Mr. Fish has nothing on us, does he?  He no more misses the physical environment in which he lives than we often miss the spiritual reality of our life and being.  An infinite, almighty, and eternal God comprises the sea in which we live, as it were.  How is it possible that we fail to know such glory when "in Him we live and move and have our being?"  The Bible's primary answer involves the truth that we presently "walk by faith, not by sight" (II Corinthians 5:7).  "We see through a glass darkly" wrote the Paul who knew and experienced more than anyone of God's pervasive reality (I Corinthians 13:12).  Apprehending God thus requires the exercise of faith wherein we choose to believe Truth based not on our limited human senses, but rather upon the Word of God.  Indeed, "sight" may ask, "What water?"  Faith answers, "It's everywhere, even to the degree I'm swimming in it!"      

Of course, we don't always miss the great fact of our existence.  Some moments grace us with blessed experience of God's presence and involvement in our lives.  For those times we give thanks and rejoice in the glory revealed.  Most often, however, the Sea in which we live remains an environment known in the spirit rather than the senses.  For this we also give thanks and rejoice because such limitation grants opportunity to discover the heart of our faithful Lord.  Indeed, when we must trust Him without seeing and sensing Him, we discover "the deep things of God" that might evade us were we not pressed to faith (I Corinthians 2:10).   

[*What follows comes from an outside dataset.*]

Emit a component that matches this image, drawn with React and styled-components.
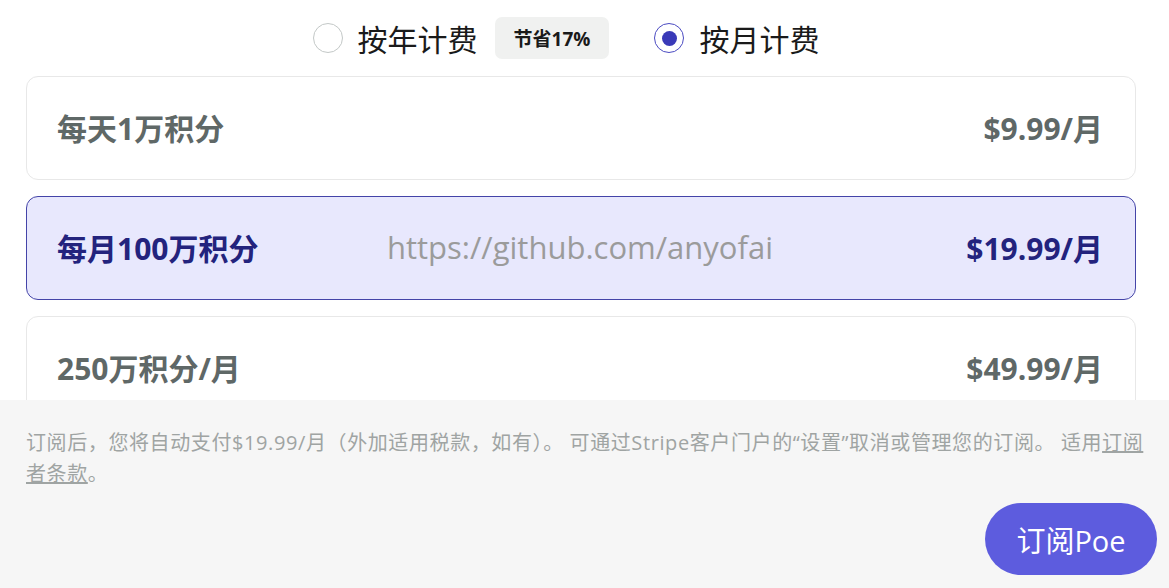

Our hearts know His heart in waysapprehended by trust rather than sight.  We shall eventually know how blessed a time was this, that time when God granted opportunity for us to walk (or swim!) in Him despite our senses wondering, "What water?"

"Now faith is the substance of things hoped for, the evidence ofthings not seen."(Hebrews 11:1)

"He endured, as seeing Him who is invisible."(Hebrews 11:27)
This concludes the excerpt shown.